There is a sensibility running through your cartoons, a sort of liberal humanism.
Which never really worked for grand architecture - you want a good papacy to get a building that scares the living daylights out of people.
I'm certainly more interested in architecture that works with and for people rather than bullying or showing off to them.
Your cartoons suggest the figures in New Zealand architecture you admire, John Scott being one of them. You have your own pantheon of New Zealand architects.
I'm not a great architectural historian. I know who does and did what, but I'm not an analyst. I'm particularly interested in the architects I discovered when I was learning what architecture was. The early stuff of Miles Warren I thought was terrific. Peter Beaven was just a complete eye-opener to me. I was lucky, when I was starting out in architecture, because there was Miles John Scott, and Beaven, and Ian Athfield and Roger Walker. They were all trying to get one up on each other, in a way, and I thought that was terrific. It lifted everyone's game.
Do you think the standard of the game has risen since you began to practise architecture?
I honestly don't know. Some of the buildings that are being done now are remarkable, and budgets are much bigger, but there's still a huge amount of dross out there. A lot of it is not to do with architects. If you really want to fix this stuff up you've got to go to the client and you've got to go to the authorities, I think, because someone wanting a crappy building can always get a crappy architect to design it.
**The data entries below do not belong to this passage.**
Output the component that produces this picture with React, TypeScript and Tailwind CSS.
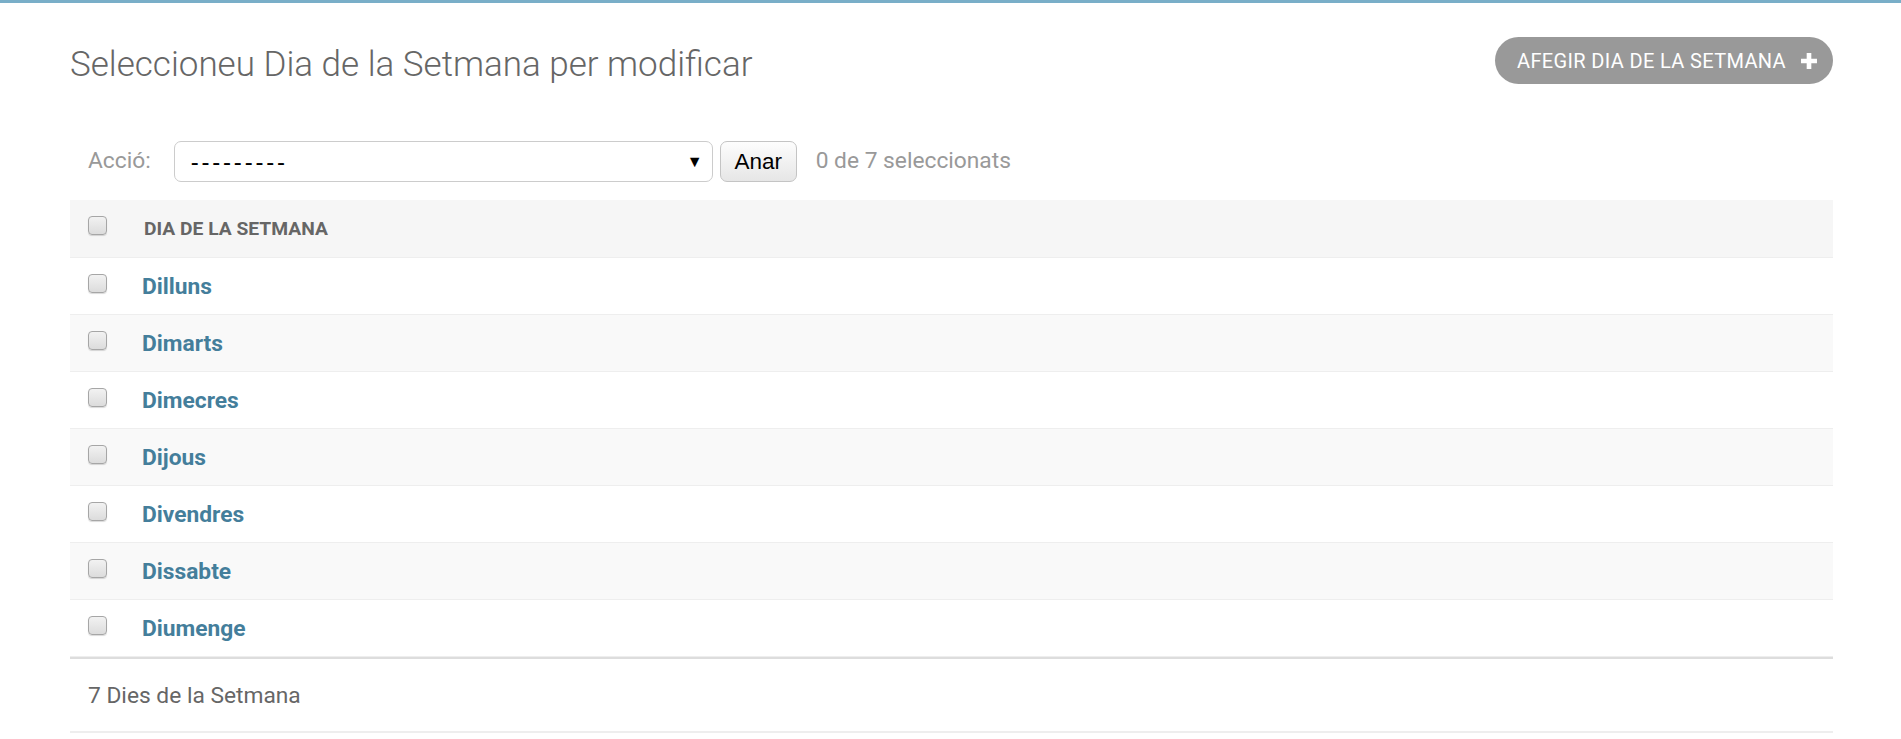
const days = ["Dilluns", "Dimarts", "Dimecres", "Dijous", "Divendres", "Dissabte", "Diumenge"];

function Check() {
  return (
    <span className="block h-[19px] w-[19px] rounded-[4px] border border-[#a6a6a6] bg-gradient-to-b from-[#f2f2f2] to-[#dcdcdc] shadow-[0_1px_1px_rgba(0,0,0,0.15)]" />
  );
}

function PlusIcon() {
  return (
    <svg width="18" height="18" viewBox="0 0 14 14" className="block">
      <path d="M5.2 0.8h3.6v4.4h4.4v3.6H8.8v4.4H5.2V8.8H0.8V5.2h4.4z" fill="#fff" />
    </svg>
  );
}

export default function App() {
  return (
    <div className="min-h-screen border-t-[3px] border-[#79aec8] bg-white font-['Roboto','Liberation_Sans',sans-serif]">
      <div className="px-[70px] pr-[68px] pt-[34px]">
        <div className="flex items-start justify-between">
          <h1 className="pt-[7px] text-[35px] font-light leading-[41px] text-[#666]">
            Seleccioneu Dia de la Setmana per modificar
          </h1>
          <a className="flex h-[47px] items-center gap-[14px] rounded-full bg-[#999] pl-[22px] pr-[15px] text-[20px] uppercase tracking-[0.35px] text-white">
            Afegir dia de la setmana
            <PlusIcon />
          </a>
        </div>

        <div className="mt-[38px] flex h-[77px] items-center px-[18px] text-[22.75px] text-[#999]">
          <span>Acció:</span>
          <div className="ml-[23px] flex h-[41px] w-[539px] items-center justify-between rounded-[7px] border border-[#ccc] bg-white pl-[16px] pr-[9px] font-['Liberation_Sans',sans-serif] text-[24px] text-black">
            <span className="tracking-[2.8px]">---------</span>
            <span className="text-[16px]">▼</span>
          </div>
          <button className="ml-[7px] h-[41px] w-[77px] rounded-[7px] border border-[#c4c4c4] bg-gradient-to-b from-[#fdfdfd] to-[#e6e6e6] font-['Liberation_Sans',sans-serif] text-[22.5px] text-black">
            Anar
          </button>
          <span className="ml-[19px]">0 de 7 seleccionats</span>
        </div>

        <div className="flex h-[58px] items-center border-b border-[#eee] bg-[#f6f6f6]">
          <div className="w-[72px] pl-[18px] pb-[6px]">
            <Check />
          </div>
          <span className="pl-[2px] pt-[2px] text-[19.25px] font-bold uppercase text-[#666]">Dia de la setmana</span>
        </div>

        {days.map((d, i) => (
          <div
            key={d}
            className={`flex h-[57px] items-center border-b border-[#eee] ${i % 2 === 1 ? "bg-[#f9f9f9]" : "bg-white"}`}
          >
            <div className="w-[72px] pl-[18px] pb-[6px]">
              <Check />
            </div>
            <a className="pt-[2px] text-[22.75px] font-bold text-[#447e9b]">{d}</a>
          </div>
        ))}

        <div className="flex h-[76px] items-center border-t-[2px] border-b-[2px] border-t-[#ddd] border-b-[#eee] px-[18px] pt-[2px] text-[22.75px] text-[#666]">
          7 Dies de la Setmana
        </div>
      </div>
    </div>
  );
}
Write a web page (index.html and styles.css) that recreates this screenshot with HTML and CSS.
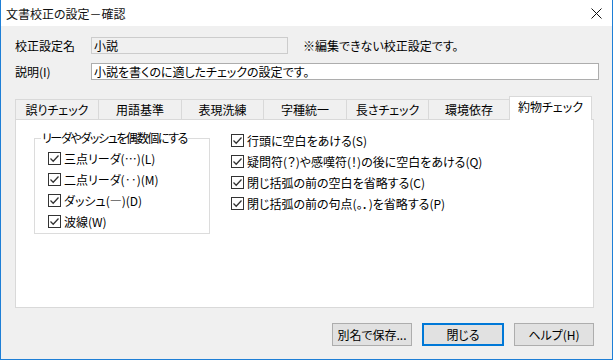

There are good architects out there, and there are poor ones. I think we're starting to get an awareness of what works better, that if you take the trouble at the start of projects you'll get something better at the end.
I hope the leaky building issue has taught us a few lessons. But it's very expensive to build and people will always want to build a cheap building, and I'm not sure we do the ordinary all that well.
A lot of stuff is mediocre, not even thought out in terms of siting or organisation or planning.
Many people think design is something frilly, but in fact it's bones. It's the core of it all, really.